Last week (September 25 - October 1), Ukraine announced the creation of the Defense Industries Alliance for weapons manufacturing. The Kremlin hasn’t given up on its imperial ambitions and threatens to capture new territories. For this purpose, the aggressor state plans to spend more than a third of its federal budget funds on the war. 

Despite the growing national debt, Russia still manages to finance the war against Ukraine by way of partially circumventing the sanctions and using third-country companies to import military goods. 

Ukraine’s partners are making efforts to prevent Russia from bypassing sanctions, but the task of enforcing restrictions against Moscow requires closer attention from national governments and the development of a strategy for strengthening sanctions on a permanent basis.

Ukraine is creating an Alliance for weapons production and is working on the matter of strengthening its air defense capabilities 

On September 28, NATO Secretary General Jens Stoltenberg made an unannounced visit to Kyiv and met with Volodymyr Zelensky to discuss the issues of Euro-Atlantic integration and provision of military assistance to Ukraine.

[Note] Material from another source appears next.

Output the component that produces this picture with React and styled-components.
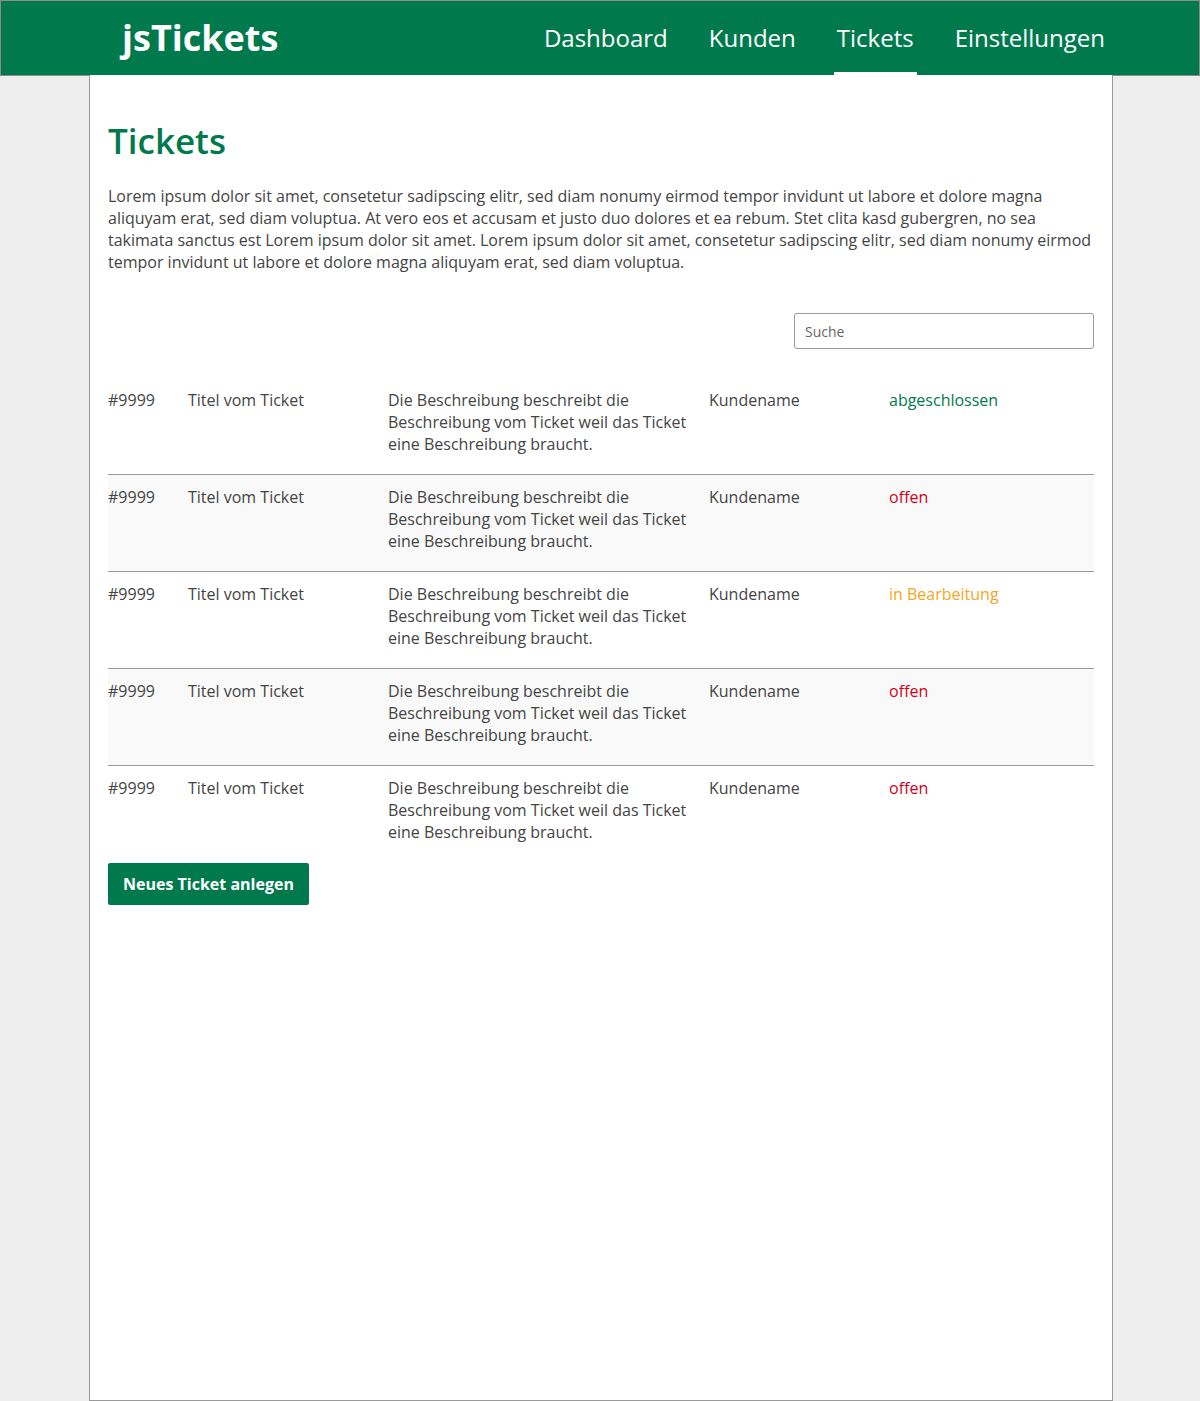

In particular, they talked about the need to strengthen Ukraine’s air defense capabilities before winter comes because Russia is expected to resume attacks on Ukrainian energy infrastructure.

Stoltenberg emphasized that at the Vilnius summit, which was held in July 2023, all members of the Alliance agreed that Ukraine will join NATO. According to NATO Secretary General, the Alliance made a historic decision to shorten Ukraine’s path to NATO by removing the requirement to implement a Membership Action Plan. 

Stoltenberg also underlined that NATO member countries continue to provide Ukraine with state-of-the-art capabilities and military equipment, including tanks, missile systems and air defenses, as well as training for F-16 pilots. “This is a collective effort by all NATO allies,” the Secretary General said, noting that of nearly 100 billion euros in military support committed to Ukraine since last year, almost half has come from European NATO allies and Canada. 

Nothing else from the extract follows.